Том объявляет, что остался последний участок внешнего отрезка, за которым пролегает граница штата. Салли прищуривается и заявляет, что видит еще одну кожистую черепаху. Она похожа на черный миндальный орешек с крыльями. Распластавшаяся в воде и неподвижная, она кажется неживой. Но тут она взмахивает ластами, делает глоток воздуха, и я понимаю, что она просто нежится на солнышке, подставляя ему свою широкую темную спину.
Дюбойс указывает на четыре коричневых ромба в воде: это скаты-бычерылы. И пока я рассматриваю скатов, она объявляет:
– Каретта – только что нырнула.
Прямо под нами Салли замечает кожистую черепаху. Эту я вижу довольно четко: ее голова выныривает на поверхность среди искрящихся волн. Проходит четыре минуты – двенадцать километров морского сияния, которое сопровождается гулом мотора, – и снова появляются судна ловцов креветок. Я с гордостью замечаю вдали под поверхностью воды кожистую черепаху: размытая клякса, как будто капля чернил попала в море. Затем мы видим еще двух черепах: обе плывут навстречу траулеру.
Биологам, а также охотникам-аборигенам хорошо знакомо чувство внутренней гармонии, которое возникает при взаимодействии с дикой природой: в этом чувстве всегда присутствует нечто духовное. Но тут из-за лодок мы все время испытываем напряжение. Растянутые повсюду сети не оставляют почти ни единого шанса созданиям, которые пытаются выжить на глубине. И тогда становится отчетливо виден весь парадокс этого промысла: не так важны сами креветки, как их отлов.
Теперь кожистые черепахи встречаются нам все чаще и чаще, примерно раз в десять секунд, то есть где-то по три-четыре на каждые полтора километра. Каждый из нас замечает их; так мы летим несколько километров. Даже Салли и Том поражаются их количеству, хотя, пожалуй, никто не видел с воздуха столько черепах, сколько видели они.

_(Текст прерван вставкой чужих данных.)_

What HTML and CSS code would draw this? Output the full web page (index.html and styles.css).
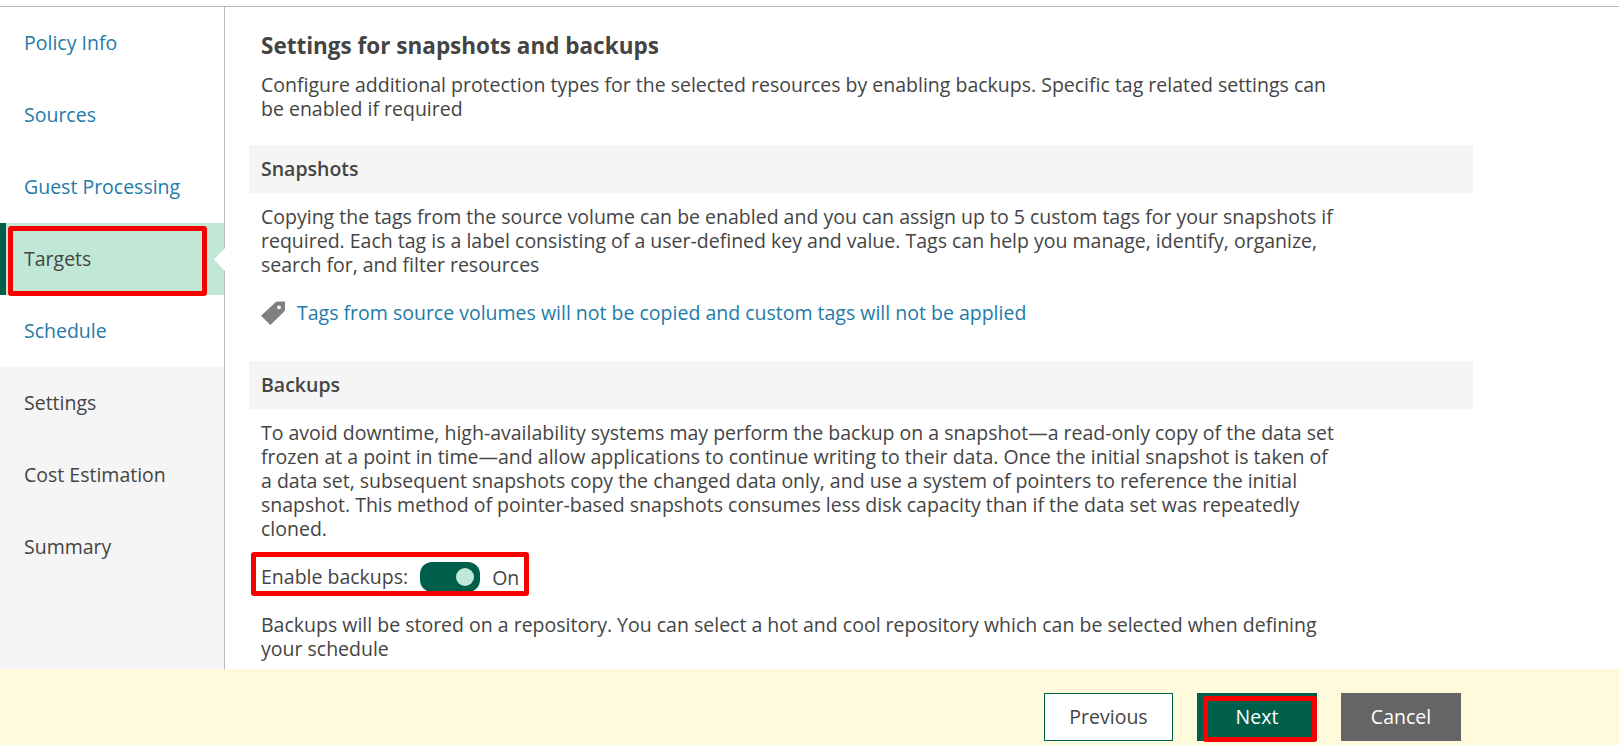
FILE: index.html
```html
<!DOCTYPE html>
<html lang="en">
<head>
<meta charset="utf-8">
<title>Policy settings</title>
<link rel="stylesheet" href="styles.css">
</head>
<body>
<div class="app">
  <div class="body">
    <nav class="sidebar">
      <a class="step">Policy Info</a>
      <a class="step">Sources</a>
      <a class="step">Guest Processing</a>
      <a class="step active">Targets<span class="notch"></span><span class="mark mark-step"></span></a>
      <a class="step">Schedule</a>
      <div class="pending">
        <span class="step">Settings</span>
        <span class="step">Cost Estimation</span>
        <span class="step">Summary</span>
      </div>
    </nav>
    <main class="content">
      <h1 class="title">Settings for snapshots and backups</h1>
      <p class="text intro">Configure additional protection types for the selected resources by enabling backups. Specific tag related settings can<br>be enabled if required</p>
      <h2 class="section">Snapshots</h2>
      <p class="text">Copying the tags from the source volume can be enabled and you can assign up to 5 custom tags for your snapshots if<br>required. Each tag is a label consisting of a user-defined key and value. Tags can help you manage, identify, organize,<br>search for, and filter resources</p>
      <a class="tag-link">
        <svg class="tag-icon" viewBox="0 0 24 24"><path fill="#808080" fill-rule="evenodd" d="M0 14.8 14.8 1 16.6.4H24v8.600L23 10.800 9.400 24ZM18 4.400a1.900 1.900 0 1 0 0 3.800 1.900 1.900 0 0 0 0-3.800Z"/></svg>
        <span>Tags from source volumes will not be copied and custom tags will not be applied</span>
      </a>
      <h2 class="section">Backups</h2>
      <p class="text">To avoid downtime, high-availability systems may perform the backup on a snapshot—a read-only copy of the data set<br>frozen at a point in time—and allow applications to continue writing to their data. Once the initial snapshot is taken of<br>a data set, subsequent snapshots copy the changed data only, and use a system of pointers to reference the initial<br>snapshot. This method of pointer-based snapshots consumes less disk capacity than if the data set was repeatedly<br>cloned.</p>
      <div class="enable">
        <span>Enable backups:</span>
        <span class="toggle"><span class="knob"></span></span>
        <span class="state">On</span>
        <span class="mark mark-enable"></span>
      </div>
      <p class="text">Backups will be stored on a repository. You can select a hot and cool repository which can be selected when defining<br>your schedule</p>
    </main>
  </div>
  <footer class="footer">
    <button class="btn previous">Previous</button>
    <button class="btn next">Next<span class="mark mark-next"></span></button>
    <button class="btn cancel">Cancel</button>
  </footer>
</div>
</body>
</html>
```
FILE: styles.css
```css
* { box-sizing: border-box; }
body {
  margin: 0;
  background: #fff;
  color: #444;
  font: 19.5px/24px "Open Sans", sans-serif;
}
.app { display: flex; flex-direction: column; height: 745px; padding-top: 6px; overflow: hidden; }
.body { display: flex; height: 663px; border-top: 1px solid #b9b9b9; }
.sidebar { display: flex; flex-direction: column; width: 225px; border-right: 1px solid #b9b9b9; }
.step { display: flex; align-items: center; height: 72px; padding-left: 24px; color: #1f7aa8; flex: none; }
.active { position: relative; border-left: 6px solid #005f4b; padding-left: 18px; background: #c1e8d6; color: #444; }
.notch {
  position: absolute; right: -1px; top: 25px; width: 11px; height: 23px;
  background: #fff; clip-path: polygon(100% 0, 0 50%, 100% 100%);
}
.mark { position: absolute; border: 5px solid #f70000; border-radius: 3px; }
.mark-step { left: 2px; top: 3px; width: 199px; height: 70px; }
.pending { flex: 1; background: #f5f5f5; }
.pending .step { color: #444; }
.content { width: 1248px; padding: 24px 0 0 24px; white-space: nowrap; }
.title { margin: 0 0 13px 12px; font-size: 22.5px; line-height: 29px; font-weight: 700; }
.text { margin: 0 0 0 12px; }
.section { display: flex; align-items: center; height: 48px; margin: 0 0 12px; padding: 0 12px; background: #f5f5f5; font-size: 19.5px; font-weight: 600; }
.intro { margin-bottom: 24px; }
.tag-link { display: flex; align-items: center; gap: 12px; margin: 24px 0 36px 12px; color: #1f7aa8; }
.tag-icon { width: 24px; height: 24px; }
.enable { position: relative; display: flex; align-items: center; height: 24px; margin: 24px 0 24px 12px; }
.toggle { display: flex; align-items: center; justify-content: flex-end; width: 60px; height: 30px; margin-left: 12px; padding-right: 6px; border-radius: 12px; background: #005f4b; }
.knob { width: 18px; height: 18px; border-radius: 50%; background: #c1e8d6; }
.state { margin-left: 12px; padding-top: 2px; }
.mark-enable { left: -10px; top: -13px; width: 278px; height: 44px; }
.footer { display: flex; justify-content: flex-end; align-items: flex-start; gap: 24px; height: 76px; padding: 24px 158px 0 0; background: #fffadc; }
.btn { position: relative; width: 120px; height: 48px; padding: 0; border: 0; color: #fff; font: inherit; flex: none; }
.previous { width: 129px; border: 1px solid #005f4b; background: #fff; color: #444; }
.next { background: #005f4b; }
.cancel { background: #656565; }
.mark-next { left: 6px; top: 3px; width: 114px; height: 46px; }
```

Вид из окна заполнен судами. Они повсюду, и за каждым, как за садовой улиткой, тянется грязный след. Заглянув в свои заметки, я вижу, что на каждую замеченную мной черепаху приходится по шесть судов. Это не обязательно значит, что лодки численно превосходят черепах. Корабли заметить гораздо проще, а многих рептилий мы наверняка пропустили: тех, что плыли вдалеке от самолета, или тех, что были глубоко под водой, когда мы над ними пролетали. Но, глядя на медленное и безжалостное движение лодок, я невольно спрашиваю себя, сколько скатов и черепах еще до наступления темноты познакомится с внутренним устройством креветочной сетки. Да и как им этого избежать?
Словно бы в ответ на мои мысли, Салли качает головой в наушниках:
– Посмотрите, сколько лодок. Можно не сомневаться, что у некоторых черепах день не задался.
Сегодня каждая сетка должна быть оборудована специальным устройством (в просторечии его называют заслонкой для черепах, или TED – turtle excluder device). Черепахи все-таки попадаются в сети, но теперь хотя бы могут из них выбраться. Завязнув в сетке, черепаха пытается из нее выплыть. Спустя некоторое время она устает и погружается все ниже и ниже. Наконец она достигает выпускного устройства на дне, заслонка открывается, и черепаха оказывается снаружи. Но к этому моменту она наверняка совершенно выбивается из сил. В придонные сети для ловли устриц, камбалы, гребешков и кальмаров тоже порой попадаются черепахи. Такие лодки тянут свои сети по дну, часами не выгружая улов, поэтому черепахи могут захлебнуться. Время от времени на берег выносит тушки рептилий, причину гибели которых установить невозможно. Салли видела кожистых черепах, которые запутались в леске ловушек для крабов. Она видела и черепах, выброшенных на берег по естественным причинам.
Однако, несмотря на все трудности, эпопея с заслонками для черепах на восточном побережье США увенчалась успехом. И конечно же, в этом большая заслуга женщины, которая сейчас сидит рядом со мной и смотрит в иллюминатор.